Each state or local agency sets its own requirements for humane law enforcement agents. Many regions offer training academies for animal law enforcement. Classes usually include animal law, animal handling, animal behavior, civil and criminal liability, arrest laws, investigation procedures, state laws, nutrition, and facility standards. Acquiring certification after training may be required in some states. The ASPCA states that prior experience as a police officer, park ranger, or peace officer helps set candidates apart from their competitors.
Although the BLS does not provide statistics for humane law enforcement agents, specifically, it does note that animal care and service workers earned a median annual salary of $33,450 in May 2015. The BLS also predicted that these workers, who are able to rescue animals from abusive homes and often are the face of animal rights in the public eye, could expect to see job opportunities increase by 11% from 2014 to 2024.
Animal welfare lobbyists are employed or retained by animal welfare advocacy groups. They present animal welfare issues to government officials to get animal advocacy legislation passed on state and federal levels. Animal welfare lobbyists complete research to help back up their proposals for animal welfare laws. This includes being knowledgeable about current issues pertaining to animal well-being.
In addition to reading various publications, lobbyists also communicate with professionals in relative industries. Animal welfare lobbyists attend events and meetings that concern animal interests to stay updated on new issues. Armed with all the latest research, lobbyists persuade legislators to pass laws that improve animal safety. In some cases, lobbyists prepare reports or presentations of their research findings and present them to legislators. Lobbyists may also help politicians outline legislation that supports animal welfare.
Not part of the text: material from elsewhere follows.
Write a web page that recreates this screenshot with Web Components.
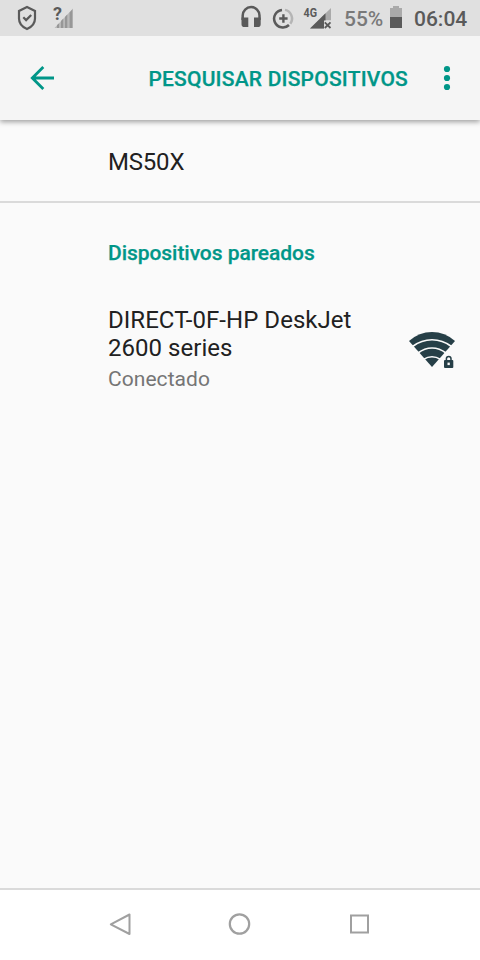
<!DOCTYPE html>
<html lang="pt-BR">
<head>
<meta charset="utf-8">
<title>Wi-Fi Direct</title>
<style>
html,body{margin:0;padding:0;width:480px;height:960px;overflow:hidden;background:#fafafa}
</style>
</head>
<body>
<wifi-screen></wifi-screen>
<script>
function define(name, html) {
  const t = document.createElement('template');
  t.innerHTML = html;
  customElements.define(name, class extends HTMLElement {
    constructor() {
      super();
      this.attachShadow({mode: 'open'}).appendChild(t.content.cloneNode(true));
    }
  });
}

define('status-bar', `
<style>
:host{display:flex;align-items:center;height:36px;background:#e0e0e0;color:#5a5a5a;box-sizing:border-box;padding:0 12px 0 15px;font-size:21px;font-weight:500;line-height:36px}
svg{display:block;flex:none}
.spacer{flex:1}
.signal{margin-left:12px}
.saver{margin-left:9px}
.cell{margin-left:6px}
.pct{width:40px;margin-left:12px;color:#797979;white-space:nowrap;padding-top:2px}
.batt{margin-left:6px}
.clock{width:54px;margin-left:12px;white-space:nowrap;padding-top:2px}
svg text{font-family:Roboto,"Liberation Sans",sans-serif;font-weight:700}
</style>
<svg width="24" height="36" viewBox="0 0 24 36" fill="none" stroke="#5a5a5a" stroke-width="2.200"><path d="M12 7l8 4v7.500c0 4.800-3.300 8.500-8 10.500-4.700-2-8-5.700-8-10.500V11z"/><path d="M8.300 17.300l2.800 2.800 5.100-5.200"/></svg>
<svg class="signal" width="24" height="36" viewBox="0 0 24 36"><path d="M3.500 28L22 8.500V28z" fill="#b9b9b9"/><path d="M6 28v-3l2-1.500V28zM10 28v-7l2.200-2.200V28zM14 28V17l2.300-2.500V28zM18.600 28V12.500L21.300 9.500V28z" fill="#979797"/><text x="2" y="20" font-size="18" fill="#5a5a5a" stroke="#e0e0e0" stroke-width="2" paint-order="stroke">?</text></svg>
<span class="spacer"></span>
<svg width="24" height="36" viewBox="0 0 24 36"><path d="M3.700 20v-4.500a8.400 8.400 0 0 1 16.800 0V20" fill="none" stroke="#5a5a5a" stroke-width="2.500"/><path d="M2.500 17.500H9.300V27H5.300a2.800 2.800 0 0 1-2.800-2.800zM15 17.500h6.700v6.700a2.800 2.800 0 0 1-2.800 2.800H15z" fill="#5a5a5a"/></svg>
<svg class="saver" width="24" height="36" viewBox="0 0 24 36" fill="none"><path d="M13 9.900A8.800 8.800 0 0 1 18.300 23.700" stroke="#b5b5b5" stroke-width="2.500"/><path d="M10 9.900A8.800 8.800 0 1 0 17 25" stroke="#5a5a5a" stroke-width="2.500"/><path d="M11.400 14.300v8.400M7.200 18.500h8.400" stroke="#5a5a5a" stroke-width="2.400"/></svg>
<svg class="cell" width="30" height="36" viewBox="0 0 30 36"><path d="M8 28.500L29 8v12.500h-6v8z" fill="#aaa"/><path d="M8 28.500L23.500 13.300V28.500z" fill="#5a5a5a"/><path d="M22 20.500h8V29h-8z" fill="#e0e0e0"/><path d="M22.800 22.300l5.700 5.700M28.500 22.300l-5.700 5.700" stroke="#5a5a5a" stroke-width="1.800"/><text x="1.500" y="17" font-size="12.500" textLength="13.500" lengthAdjust="spacingAndGlyphs" fill="#5a5a5a">4G</text></svg>
<span class="pct">55%</span>
<svg class="batt" width="12" height="36" viewBox="0 0 12 36"><path d="M3 6h6v2h3v9H0V8h3z" fill="#aaa"/><path d="M0 17h12v11H0z" fill="#5a5a5a"/></svg>
<span class="clock">06:04</span>`);

define('app-bar', `
<style>
:host{display:flex;align-items:center;height:84px;box-sizing:border-box;padding:0 15px 0 24px;background:#f5f5f5;color:#009688;box-shadow:0 2px 5px rgba(0,0,0,.36);clip-path:inset(0 0 -12px 0);position:relative}
svg{display:block}
.action{margin-left:auto;margin-right:21px;font-size:21px;font-weight:500;letter-spacing:.2px;-webkit-text-stroke:.25px #009688;white-space:nowrap;padding-top:2px}
</style>
<svg width="36" height="36" viewBox="0 0 36 36" fill="none" stroke="#009688" stroke-width="2.800"><path d="M30 18H8M19.300 7L8.300 18l11 11"/></svg>
<span class="action"><slot></slot></span>
<svg width="36" height="36" viewBox="0 0 36 36" fill="#009688"><circle cx="18" cy="9" r="3.100"/><circle cx="18" cy="18" r="3.100"/><circle cx="18" cy="27" r="3.100"/></svg>`);

define('this-device', `
<style>:host{display:flex;align-items:center;height:83px;box-sizing:border-box;padding:3px 24px 0 108px;border-bottom:2px solid #dadada;font-size:24px;letter-spacing:-.2px;color:#212121}</style><slot></slot>`);

define('section-title', `
<style>:host{display:block;padding:38px 24px 0 108px;font-size:21px;line-height:25px;font-weight:500;letter-spacing:-.05px;-webkit-text-stroke:.25px #009688;color:#009688}</style><slot></slot>`);

define('peer-row', `
<style>
:host{display:flex;align-items:center;padding:40px 24px 0 108px;justify-content:space-between}
.name{width:260px;font-size:24px;line-height:28px;color:#212121;letter-spacing:.04px}
.state{font-size:21px;line-height:25px;color:#757575;margin-top:5px;letter-spacing:.06px}
svg{display:block}
</style>
<div><div class="name"><slot></slot></div><div class="state"><slot name="state"></slot></div></div>
<svg width="48" height="48" viewBox="408 325 48 48"><path d="M432 367L409 341Q419 332 432 332T455 341z" fill="#263f47"/><g fill="none" stroke="#fafafa" stroke-width="1.600"><path d="M412.500 346.500Q421.500 339.800 432 339.800T451.500 346.500"/><path d="M418 353Q424.500 348 432 348T446 353"/><path d="M424 359.200Q427.500 356.700 432 356.700T440 359.200"/></g><path d="M446.400 361v-2.200a2.300 2.300 0 0 1 4.600 0v2.200" fill="none" stroke="#263f47" stroke-width="1.500"/><rect x="444" y="360" width="9.300" height="8" rx="1" fill="#263f47"/><rect x="447.500" y="362.600" width="2.300" height="2.500" fill="#fafafa"/></svg>`);

define('nav-bar', `
<style>
:host{display:flex;justify-content:center;gap:84px;align-items:center;height:72px;box-sizing:border-box;background:#fff;border-top:2px solid #dadada}
svg{display:block}
</style>
<svg width="36" height="36" viewBox="0 0 36 36" fill="none" stroke="#a0a0a0" stroke-width="2" stroke-linejoin="round"><path d="M27.500 7.500v19.500L8.800 17.300z"/></svg>
<svg width="36" height="36" viewBox="0 0 36 36" fill="none" stroke="#a0a0a0" stroke-width="2.200"><circle cx="17.500" cy="17" r="9.700"/></svg>
<svg width="36" height="36" viewBox="0 0 36 36" fill="none" stroke="#a0a0a0" stroke-width="2"><rect x="9" y="8.500" width="17" height="17"/></svg>`);

define('wifi-screen', `
<style>
:host{display:flex;flex-direction:column;width:480px;height:960px;background:#fafafa;font-family:Roboto,"Liberation Sans",sans-serif}
main{flex:1}
</style>
<status-bar></status-bar>
<app-bar>PESQUISAR DISPOSITIVOS</app-bar>
<main>
<this-device>MS50X</this-device>
<section-title>Dispositivos pareados</section-title>
<peer-row>DIRECT-0F-HP DeskJet 2600 series<span slot="state">Conectado</span></peer-row>
</main>
<nav-bar></nav-bar>`);
</script>
</body>
</html>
A degree in political science, journalism, law, or related field is beneficial for animal welfare lobbyists. Students can also earn certificates in animal welfare and advocacy where they learn to develop and implement policies, resolve controversy concerning humane animal practices, and encourage research to improve animal welfare. Lobbyists are constantly communicating and networking with politicians and interest group professionals, which makes good communication and people skills essential for them. Lobbyists are also well-versed on animal rights laws and concerns, and constantly stay informed of new issues. Lobbyists are required to register with the state and federal government, according to the Princeton Review. According to the BLS, public relations specialists, including lobbyists, made a median annual salary of $56,770 in May 2015. The employment of individuals working as public relations managers and specialists is expected to grow by as much as 6% from 2014 to 2024.
Professionals in the field of animal welfare play crucial roles in preventing the mistreatment of animals, ensuring offenders are held accountable, and when necessary they promote public awareness and changes to the law that will protect animals from abuse or mistreatment.
Public relations specialists in the field of animal welfare may work on advocating publicly for changes to the laws regarding the treatment of animals, while animal rights lawyers may advocate for the rights of animals in courts. Humane law enforcement agents investigate allegations of animal cruelty.